Because each classification step operates over a small number of branches rather than the entire vocabulary, the prediction head becomes computationally negligible. The parameters freed from the prediction layer are reallocated to additional attention blocks, making the model deeper without increasing total parameter count.
What the Numbers Show
The paper's empirical results, which are self-reported by the authors, show that the method halves peak GPU memory usage compared to standard discrete diffusion architectures under identical parameter budgets. On perplexity — a standard measure of how well a language model predicts held-out text, where lower is better — the tree-structured model matches the performance of current discrete diffusion models.
The authors do not claim to outperform autoregressive models. The comparison is within the discrete diffusion category, positioning this work as an efficiency improvement for a model class that is still maturing relative to the dominant autoregressive paradigm.
The memory reduction is particularly significant because peak GPU memory, not average memory, is typically the hard constraint that determines whether a model can train on a given hardware configuration. Halving peak usage could allow researchers to train meaningfully larger or deeper models on the same hardware, or to use smaller and cheaper hardware for equivalent-scale experiments.
Broader Context for Diffusion-Based Language Models
Discrete diffusion for language has attracted sustained research interest since around 2022, with models such as MDLM and D3PM establishing the theoretical foundations. The approach remains an active research area: it has not yet matched the best autoregressive models at scale, but it offers structural properties — such as the ability to condition flexibly on arbitrary subsets of tokens — that autoregressive models find difficult.

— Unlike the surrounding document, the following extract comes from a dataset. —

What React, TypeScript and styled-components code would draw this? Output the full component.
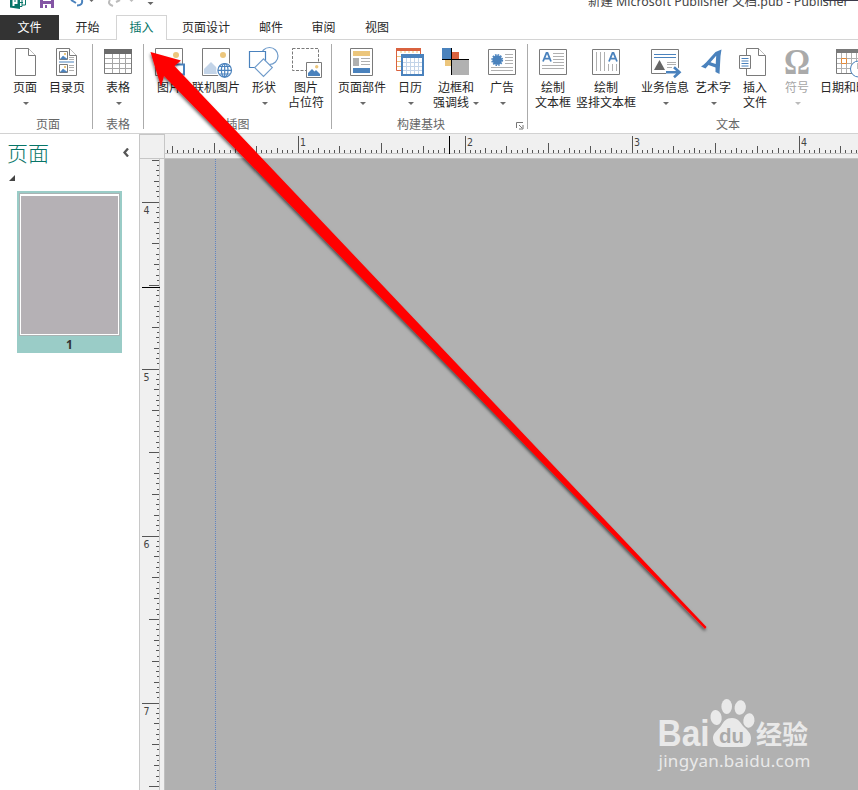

Efficiency improvements like the one proposed here matter because they lower the barrier to experimentation. Much of the progress in autoregressive language models has come from researchers at academic institutions and smaller labs who iterate quickly on ideas that larger organisations then scale. If discrete diffusion models become cheaper to train, that iterative research process can accelerate.
The vocabulary tree construction also raises open questions the paper does not fully resolve: how the tree is built, whether the hierarchy generalises across languages and tokenisation schemes, and whether the coarse-to-fine prediction structure introduces any systematic errors in the types of tokens the model finds difficult to predict.
What This Means
For teams working on discrete diffusion language models with limited GPU resources, this architecture offers a concrete path to halving memory costs without sacrificing model quality — making meaningful experimentation accessible on smaller hardware than was previously practical.